Jogjakarta Koorei angka 2 (8 April 1945) menjadikan Sleman sebagai pemerintahan Kabupaten untuk kedua kalinya dengan KRT Pringgodiningrat sebagai bupati. Pada masa itu, wilayah Sleman membawahi 17 kapewon (Son) yang terdiri dari 258 kalurahan (Ku). Ibu kota kabupaten berada di wilayah utara, yang saat ini dikenal sebagai desa Triharjo (Kecamatan Sleman).

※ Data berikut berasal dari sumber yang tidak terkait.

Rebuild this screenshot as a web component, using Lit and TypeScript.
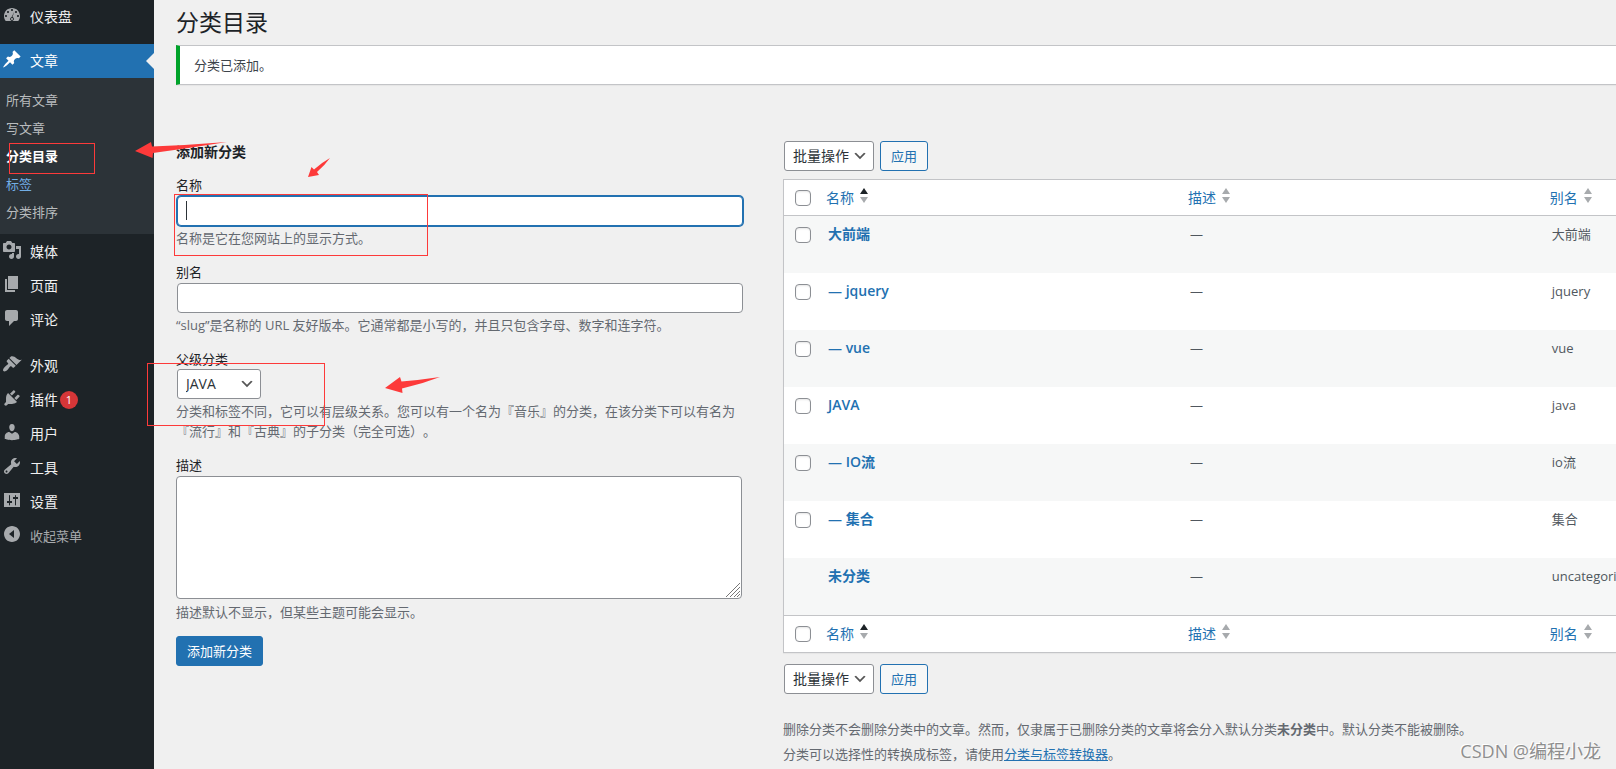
import { LitElement, html, css, svg, nothing } from "lit";
import { customElement, property } from "lit/decorators.js";
import { classMap } from "lit/directives/class-map.js";

const icons: Record<string, string> = {
  dashboard:
    "M3.76 16h12.48c1.1-1.37 1.76-3.11 1.76-5 0-4.42-3.58-8-8-8s-8 3.58-8 8c0 1.89.66 3.63 1.76 5zM10 4c.55 0 1 .45 1 1s-.45 1-1 1-1-.45-1-1 .45-1 1-1zM6 6c.55 0 1 .45 1 1s-.45 1-1 1-1-.45-1-1 .45-1 1-1zm8 0c.55 0 1 .45 1 1s-.45 1-1 1-1-.45-1-1 .45-1 1-1zm-1.6 .5l-2 5.6c.9.2 1.5 1 1.5 1.9 0 1.1-.9 1.9-1.9 1.9s-1.9-.9-1.9-1.9c0-.9.6-1.6 1.4-1.8zM4 10c.55 0 1 .45 1 1s-.45 1-1 1-1-.45-1-1 .45-1 1-1zm12 0c.55 0 1 .45 1 1s-.45 1-1 1-1-.45-1-1 .45-1 1-1zm-5 4c0-.55-.45-1-1-1s-1 .45-1 1 .45 1 1 1 1-.45 1-1z",
  pin: "M10.44 3.02l1.82-1.82 6.36 6.35-1.83 1.82c-1.05-.68-2.48-.57-3.41.36l-.75.75c-.92.93-1.04 2.35-.35 3.41l-1.83 1.82-2.41-2.41-2.8 2.79c-.42.42-3.38 2.71-3.8 2.29s1.86-3.39 2.28-3.81l2.79-2.79L4.1 9.36l1.83-1.82c1.05.69 2.48.57 3.4-.36l.75-.75c.93-.92 1.05-2.35.36-3.41z",
  media:
    "M13 11V4c0-.55-.45-1-1-1h-1.67L9 1H5L3.67 3H2c-.55 0-1 .45-1 1v7c0 .55.45 1 1 1h10c.55 0 1-.45 1-1zM7 4.5c1.38 0 2.5 1.12 2.5 2.5S8.38 9.5 7 9.5 4.5 8.38 4.5 7 5.62 4.5 7 4.5zM14 6h5v10.5c0 1.38-1.12 2.5-2.5 2.5S14 17.88 14 16.5s1.12-2.5 2.5-2.5c.17 0 .34.02.5.05V9h-3V6zm-4 8.05V13h2v3.5c0 1.38-1.12 2.5-2.5 2.5S7 17.88 7 16.5 8.12 14 9.5 14c.17 0 .34.02.5.05z",
  page: "M6 15V2h10v13H6zm-1 1h8v2H3V5h2v11z",
  comment:
    "M5 2h9c1.1 0 2 .9 2 2v7c0 1.1-.9 2-2 2h-2l-5 5v-5H5c-1.1 0-2-.9-2-2V4c0-1.1.9-2 2-2z",
  brush:
    "M14.48 11.06L7.41 3.99l1.5-1.5c.5-.56 2.3-.47 3.51.32 1.21.8 1.43 1.28 2.91 2.1 1.18.64 2.45 1.26 4.45.85zm-.71.71L6.7 4.7 4.93 6.47c-.39.39-.39 1.02 0 1.41l1.06 1.06c.39.39.39 1.03 0 1.42-.6.6-1.43 1.11-2.21 1.69-.35.26-.7.53-1.01.84C1.43 14.23.4 16.08 1.4 17.07c.99 1 2.84-.03 4.18-1.36.31-.31.58-.66.85-1.02.57-.78 1.08-1.61 1.69-2.21.39-.39 1.02-.39 1.41 0l1.06 1.06c.39.39 1.02.39 1.41 0z",
  plug: "M13.11 4.36L9.87 7.6 8 5.73l3.24-3.24c.35-.34 1.05-.2 1.56.32.52.51.66 1.21.31 1.55zm-8 1.77l.91-1.12 9.01 9.01-1.19.84c-.71.71-2.63 1.16-3.82 1.16H6.14L4.9 17.26c-.59.59-1.54.59-2.12 0-.59-.58-.59-1.53 0-2.12l1.24-1.24v-3.88c0-1.13.4-3.19 1.09-3.89zm7.26 3.97l3.24-3.24c.34-.35 1.04-.21 1.55.31.52.51.66 1.21.31 1.55l-3.24 3.25z",
  user: "M10 9.25c-2.27 0-2.73-3.44-2.73-3.44C7 4.02 7.82 2 9.97 2c2.16 0 2.98 2.02 2.71 3.81 0 0-.41 3.44-2.68 3.44zm0 2.57L12.72 10c2.39 0 4.52 2.33 4.52 4.53v2.49s-3.65 1.13-7.24 1.13c-3.65 0-7.24-1.13-7.24-1.13v-2.49c0-2.25 1.94-4.48 4.47-4.48z",
  wrench:
    "M16.68 9.77c-1.34 1.34-3.3 1.67-4.95.99l-5.41 6.52c-.99.99-2.59.99-3.58 0s-.99-2.59 0-3.57l6.52-5.42c-.68-1.65-.35-3.61.99-4.95 1.28-1.28 3.12-1.62 4.72-1.06l-2.89 2.89 2.82 2.82 2.86-2.87c.53 1.58.18 3.39-1.08 4.65zM3.81 16.21c.4.39 1.04.39 1.43 0 .4-.4.4-1.04 0-1.43-.39-.4-1.03-.4-1.43 0-.39.39-.39 1.03 0 1.43z",
  sliders:
    "M18 17V3H2v14h16zM7.5 5c.3 0 .5.2.5.5V11h2v2H8v2c0 .3-.2.5-.5.5S7 15.3 7 15v-2H5v-2h2V5.5c0-.3.2-.5.5-.5zm6 0c.3 0 .5.2.5.5V7h2v2h-2v6c0 .3-.2.5-.5.5S13 15.3 13 15V9h-2V7h2V5.5c0-.3.2-.5.5-.5z",
  collapse:
    "M10 2c4.42 0 8 3.58 8 8s-3.58 8-8 8-8-3.58-8-8 3.58-8 8-8zm2 12V6l-5 4z",
};

const base = css`
  *,
  *::before,
  *::after {
    box-sizing: border-box;
  }
  a {
    color: #2271b1;
    text-decoration: none;
  }
  button,
  input,
  select,
  textarea {
    font-family: inherit;
    margin: 0;
  }
`;

const controls = css`
  .select {
    position: relative;
    display: inline-flex;
  }
  .select select {
    appearance: none;
    height: 30px;
    padding: 0 24px 0 8px;
    border: 1px solid #8c8f94;
    border-radius: 3px;
    background: #fff;
    color: #2c3338;
    font-size: 14px;
    line-height: 28px;
  }
  .select svg {
    position: absolute;
    right: 6px;
    top: 7px;
    width: 16px;
    height: 16px;
    pointer-events: none;
  }
`;

const chevron = html`<svg viewBox="0 0 20 20" aria-hidden="true">
  <path d="M5 6l5 5 5-5 2 1-7 7-7-7 2-1z" fill="#555" />
</svg>`;

interface MenuEntry {
  icon: string;
  label: string;
  count?: number;
}

@customElement("admin-menu")
class AdminMenu extends LitElement {
  static styles = [
    base,
    css`
      :host {
        display: block;
        background: #1d2327;
      }
      ul {
        list-style: none;
        margin: 0;
        padding: 0;
      }
      .group {
        margin-bottom: 12px;
      }
      .group.first {
        margin-bottom: 10px;
      }
      .item {
        position: relative;
        display: flex;
        align-items: center;
        gap: 8px;
        width: 100%;
        height: 34px;
        padding: 0 0 0 2px;
        border: 0;
        background: none;
        color: #f0f0f1;
        font-size: 14px;
        line-height: 20px;
        text-align: left;
      }
      .item svg {
        width: 20px;
        height: 20px;
        margin-bottom: 4px;
        fill: #a7aaad;
      }
      .current {
        background: #2271b1;
        color: #fff;
      }
      .current svg {
        fill: #fff;
      }
      .current::after {
        content: "";
        position: absolute;
        right: 0;
        top: 9px;
        border: 8px solid transparent;
        border-left-width: 0;
        border-right-color: #f0f0f0;
      }
      .label {
        display: flex;
        align-items: center;
        gap: 2px;
      }
      .count {
        min-width: 18px;
        height: 18px;
        border-radius: 9px;
        background: #d63638;
        color: #fff;
        font-size: 11px;
        line-height: 18px;
        text-align: center;
      }
      .sub {
        margin-bottom: 1px;
        padding: 8px 0;
        background: #2c3338;
      }
      .sub a {
        display: block;
        padding: 4px 6px;
        color: #b9bcbe;
        font-size: 13px;
        line-height: 20px;
      }
      .sub a.here {
        color: #fff;
        font-weight: 600;
      }
      .sub a.hover {
        color: #72aee6;
      }
      .collapse {
        color: #a7aaad;
        font-size: 13px;
      }
    `,
  ];

  private link({ icon, label, count }: MenuEntry, current = false) {
    return html`<a href="#" class=${classMap({ item: true, current })}>
      <svg viewBox="0 0 20 20" aria-hidden="true"><path fill-rule="evenodd" d=${icons[icon]} /></svg>
      <span class="label"
        >${label}${count ? html`<span class="count">${count}</span>` : nothing}</span
      >
    </a>`;
  }

  private group(entries: MenuEntry[]) {
    return entries.map((e) => html`<li>${this.link(e)}</li>`);
  }

  render() {
    return html`<nav>
      <ul class="group first">
        ${this.group([{ icon: "dashboard", label: "仪表盘" }])}
      </ul>
      <ul class="group">
        <li>
          ${this.link({ icon: "pin", label: "文章" }, true)}
          <ul class="sub">
            <li><a href="#">所有文章</a></li>
            <li><a href="#">写文章</a></li>
            <li><a href="#" class="here">分类目录</a></li>
            <li><a href="#" class="hover">标签</a></li>
            <li><a href="#">分类排序</a></li>
          </ul>
        </li>
        ${this.group([
          { icon: "media", label: "媒体" },
          { icon: "page", label: "页面" },
          { icon: "comment", label: "评论" },
        ])}
      </ul>
      <ul>
        ${this.group([
          { icon: "brush", label: "外观" },
          { icon: "plug", label: "插件", count: 1 },
          { icon: "user", label: "用户" },
          { icon: "wrench", label: "工具" },
          { icon: "sliders", label: "设置" },
        ])}
        <li>
          <button type="button" class="item collapse">
            <svg viewBox="0 0 20 20" aria-hidden="true"><path fill-rule="evenodd" d=${icons.collapse} /></svg>
            收起菜单
          </button>
        </li>
      </ul>
    </nav>`;
  }
}

@customElement("category-form")
class CategoryForm extends LitElement {
  static styles = [
    base,
    controls,
    css`
      :host {
        display: block;
      }
      h2 {
        margin: 0 0 13px;
        padding-top: 1px;
        color: #1d2327;
        font-size: 14px;
        font-weight: 600;
        line-height: 20px;
      }
      .field {
        margin-bottom: 14px;
      }
      label {
        display: block;
        color: #1d2327;
        line-height: 20px;
      }
      .box {
        position: relative;
        margin: 1px;
      }
      .box input {
        display: block;
        width: 100%;
        height: 30px;
        padding: 0 8px;
        border: 1px solid #8c8f94;
        border-radius: 4px;
        background: #fff;
        font-size: 14px;
      }
      .focused input {
        border-color: #2271b1;
        box-shadow: 0 0 0 1px #2271b1;
      }
      .caret {
        position: absolute;
        left: 9px;
        top: 5px;
        width: 1px;
        height: 19px;
        background: #2c3338;
      }
      .select {
        display: flex;
        width: max-content;
        margin: 0 1px;
      }
      .select select {
        width: 84px;
      }
      .area {
        position: relative;
        margin: 1px 2px 3px 0;
      }
      textarea {
        display: block;
        width: 100%;
        height: 123px;
        border: 1px solid #8c8f94;
        border-radius: 4px;
        background: #fff;
        font-size: 14px;
        resize: none;
      }
      .grip {
        position: absolute;
        right: 2px;
        bottom: 2px;
        width: 14px;
        height: 14px;
        stroke: #777;
        pointer-events: none;
      }
      p {
        margin: 2px 0 0;
        color: #646970;
        line-height: 20px;
      }
      .submit {
        height: 30px;
        padding: 0 10px;
        border: 1px solid #2271b1;
        border-radius: 3px;
        background: #2271b1;
        color: #fff;
        font-size: 13px;
        line-height: 28px;
      }
    `,
  ];

  render() {
    return html`<form @submit=${(e: Event) => e.preventDefault()}>
      <h2>添加新分类</h2>
      <div class="field">
        <label for="name">名称</label>
        <div class="box focused">
          <input id="name" type="text" />
          <span class="caret"></span>
        </div>
        <p>名称是它在您网站上的显示方式。</p>
      </div>
      <div class="field">
        <label for="slug">别名</label>
        <div class="box"><input id="slug" type="text" /></div>
        <p>“slug”是名称的 URL 友好版本。它通常都是小写的，并且只包含字母、数字和连字符。</p>
      </div>
      <div class="field">
        <label for="parent">父级分类</label>
        <div class="select">
          <select id="parent">
            <option>JAVA</option>
          </select>
          ${chevron}
        </div>
        <p>
          分类和标签不同，它可以有层级关系。您可以有一个名为『音乐』的分类，在该分类下可以有名为『流行』和『古典』的子分类（完全可选）。
        </p>
      </div>
      <div class="field">
        <label for="description">描述</label>
        <div class="area">
          <textarea id="description"></textarea>
          <svg class="grip" viewBox="0 0 14 14" aria-hidden="true">
            <path d="M0 14L14 0M4 14L14 4M8 14L14 8M11 14L14 11" />
          </svg>
        </div>
        <p>描述默认不显示，但某些主题可能会显示。</p>
      </div>
      <button class="submit" type="submit">添加新分类</button>
    </form>`;
  }
}

interface Category {
  name: string;
  slug: string;
  fixed?: boolean;
}

@customElement("category-table")
class CategoryTable extends LitElement {
  @property({ attribute: false }) rows: Category[] = [
    { name: "大前端", slug: "大前端" },
    { name: "— jquery", slug: "jquery" },
    { name: "— vue", slug: "vue" },
    { name: "JAVA", slug: "java" },
    { name: "— IO流", slug: "io流" },
    { name: "— 集合", slug: "集合" },
    { name: "未分类", slug: "uncategorized", fixed: true },
  ];

  static styles = [
    base,
    controls,
    css`
      :host {
        display: block;
        min-width: 0;
      }
      .bulk {
        display: flex;
        gap: 6px;
        padding-left: 1px;
      }
      .bulk select {
        width: 90px;
      }
      .apply {
        height: 30px;
        padding: 0 10px;
        border: 1px solid #2271b1;
        border-radius: 3px;
        background: #f6f7f7;
        color: #2271b1;
        font-size: 13px;
        line-height: 28px;
      }
      table {
        width: 100%;
        margin: 8px 0 11px;
        table-layout: fixed;
        border-collapse: separate;
        border-spacing: 0;
        border: 1px solid #c3c4c7;
        border-right: 0;
        background: #fff;
        box-shadow: 0 1px 1px rgba(0, 0, 0, 0.04);
      }
      .check {
        width: 34px;
        padding: 0 0 0 11px;
      }
      .wide {
        width: 43.5%;
      }
      th,
      td {
        padding: 8px 10px;
        text-align: left;
        font-weight: 400;
        white-space: nowrap;
      }
      thead th {
        height: 36px;
        padding-top: 0;
        padding-bottom: 0;
        border-bottom: 1px solid #c3c4c7;
      }
      tfoot th {
        height: 37px;
        padding-top: 0;
        padding-bottom: 0;
        border-top: 1px solid #c3c4c7;
      }
      th {
        padding-left: 8px;
      }
      .sort {
        display: flex;
        align-items: center;
        gap: 6px;
        font-size: 14px;
        line-height: 20px;
      }
      .sort svg {
        width: 8px;
        height: 15px;
        margin-bottom: 5px;
        fill: #a7aaad;
      }
      .sort .on {
        fill: #1d2327;
      }
      tbody td {
        height: 57px;
        vertical-align: top;
        color: #50575e;
        line-height: 20px;
      }
      tbody tr:nth-child(odd) {
        background: #f6f7f7;
      }
      tbody .check {
        padding-top: 11px;
      }
      .title {
        font-size: 14px;
        font-weight: 600;
      }
      input {
        display: block;
        appearance: none;
        width: 16px;
        height: 16px;
        border: 1px solid #8c8f94;
        border-radius: 4px;
        background: #fff;
        box-shadow: inset 0 1px 2px rgba(0, 0, 0, 0.1);
      }
      .notes {
        display: grid;
        gap: 5px;
        margin-top: 25px;
        color: #646970;
        line-height: 20px;
      }
      .notes p {
        margin: 0;
      }
      .notes a {
        text-decoration: underline;
      }
      strong {
        font-weight: 600;
      }
    `,
  ];

  private bulk(place: string) {
    return html`<div class="bulk">
      <div class="select">
        <select aria-label=${"批量操作 " + place}>
          <option>批量操作</option>
        </select>
        ${chevron}
      </div>
      <button type="button" class="apply">应用</button>
    </div>`;
  }

  private sort(label: string, on = false) {
    return html`<a href="#" class="sort"
      >${label}<svg viewBox="0 0 8 15" aria-hidden="true">
        ${svg`<path class=${on ? "on" : ""} d="M4 0l4 6H0z"/><path d="M0 9h8l-4 6z"/>`}
      </svg></a
    >`;
  }

  private heading() {
    return html`<tr>
      <th class="check"><input type="checkbox" aria-label="全选" /></th>
      <th class="wide">${this.sort("名称", true)}</th>
      <th class="wide">${this.sort("描述")}</th>
      <th>${this.sort("别名")}</th>
    </tr>`;
  }

  render() {
    return html`
      ${this.bulk("top")}
      <table>
        <thead>
          ${this.heading()}
        </thead>
        <tbody>
          ${this.rows.map(
            (r) => html`<tr>
              <td class="check">
                ${r.fixed ? nothing : html`<input type="checkbox" aria-label=${r.name} />`}
              </td>
              <td><a href="#" class="title">${r.name}</a></td>
              <td>—</td>
              <td>${r.slug}</td>
            </tr>`,
          )}
        </tbody>
        <tfoot>
          ${this.heading()}
        </tfoot>
      </table>
      ${this.bulk("bottom")}
      <div class="notes">
        <p>
          删除分类不会删除分类中的文章。然而，仅隶属于已删除分类的文章将会分入默认分类<strong>未分类</strong>中。默认分类不能被删除。
        </p>
        <p>分类可以选择性的转换成标签，请使用<a href="#">分类与标签转换器</a>。</p>
      </div>
    `;
  }
}

@customElement("app-root")
class AppRoot extends LitElement {
  static styles = [
    base,
    css`
      :host {
        position: relative;
        display: grid;
        grid-template-columns: 154px minmax(0, 1fr);
        min-height: 100vh;
        overflow: hidden;
        background: #f0f0f0;
        color: #3c434a;
        font-family: "Open Sans", "Noto Sans CJK SC", sans-serif;
        font-size: 13px;
        text-spacing-trim: space-all;
      }
      main {
        padding: 7px 0 0 22px;
      }
      h1 {
        margin: 0 0 8px;
        color: #1d2327;
        font-size: 23px;
        font-weight: 400;
        line-height: 30px;
      }
      .notice {
        margin-bottom: 56px;
        padding: 9px 14px;
        border: 1px solid #c3c4c7;
        border-left: 4px solid #00a32a;
        border-right: 0;
        background: #fff;
        box-shadow: 0 1px 1px rgba(0, 0, 0, 0.04);
        line-height: 20px;
      }
      .columns {
        display: grid;
        grid-template-columns: 607fr 833fr;
      }
      .columns category-form {
        padding-right: 39px;
      }
      .marks {
        position: absolute;
        left: 0;
        top: 0;
        width: 460px;
        height: 440px;
        pointer-events: none;
      }
      .watermark {
        position: absolute;
        right: 15px;
        bottom: 6px;
        color: #8e8e8e;
        font-size: 18px;
        line-height: 24px;
        text-shadow: -1px -1px 0 #fff;
        pointer-events: none;
      }
    `,
  ];

  render() {
    return html`
      <admin-menu></admin-menu>
      <main>
        <h1>分类目录</h1>
        <div class="notice" role="status">分类已添加。</div>
        <div class="columns">
          <category-form></category-form>
          <category-table></category-table>
        </div>
      </main>
      <svg class="marks" viewBox="0 0 460 440" aria-hidden="true">
        <g fill="none" stroke="#fd3a3a">
          <rect x="9.5" y="143.5" width="85" height="30" />
          <rect x="174.5" y="194.5" width="253" height="61" />
          <rect x="147.5" y="363.5" width="177" height="62" />
        </g>
        <g fill="#fd3a3a">
          <path d="M135 151L151 142L152 146.5Q190 145 227 142Q190 148 153 153L152.5 158Z" />
          <path d="M308 177L311.5 167L314 169.5Q321 163 330 158Q325 165 317 172L319 175Z" />
          <path d="M385 388L400 377L401.5 381.5Q420 380 440 377Q422 384 402 388.5L402.5 393Z" />
        </g>
      </svg>
      <span class="watermark">CSDN @编程小龙</span>
    `;
  }
}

Bila dibandingkan dengan pemerintahan kabupaten lainnya di tanah Jawa, infrastruktur yang dimiliki Sleman sangat terbatas. Fasilitas yang dimiliki adalah gedung pusat pemerintahan, pasar (yang saat ini dikenal sebagai pasar Sleman), masjid (masjid Sleman) dan stasiun kereta api (lokasinya sudah berubah menjadi taman segi tiga Sleman). Sedangkan infastruktur seperti alun-alun, penjara, markas prajurit dsbnya, sebagai syarat ibukota, tidak dimiliki.
Di era revolusi, para pegawai pemerintah meninggalkan ibukota Sleman ikut keluar kota mengatur strategi. Dalam keadaan demikian perkantoran pemerintahan Kabupaten Sleman menjadi sepi dan terjadi “bumi angkut” oleh gerombolan masyarakat yang tidak bertanggungjawab. Akibatnya gedung-gedung pemerintah tidak layak lagi menjadi tempat pelayanan masyarakat.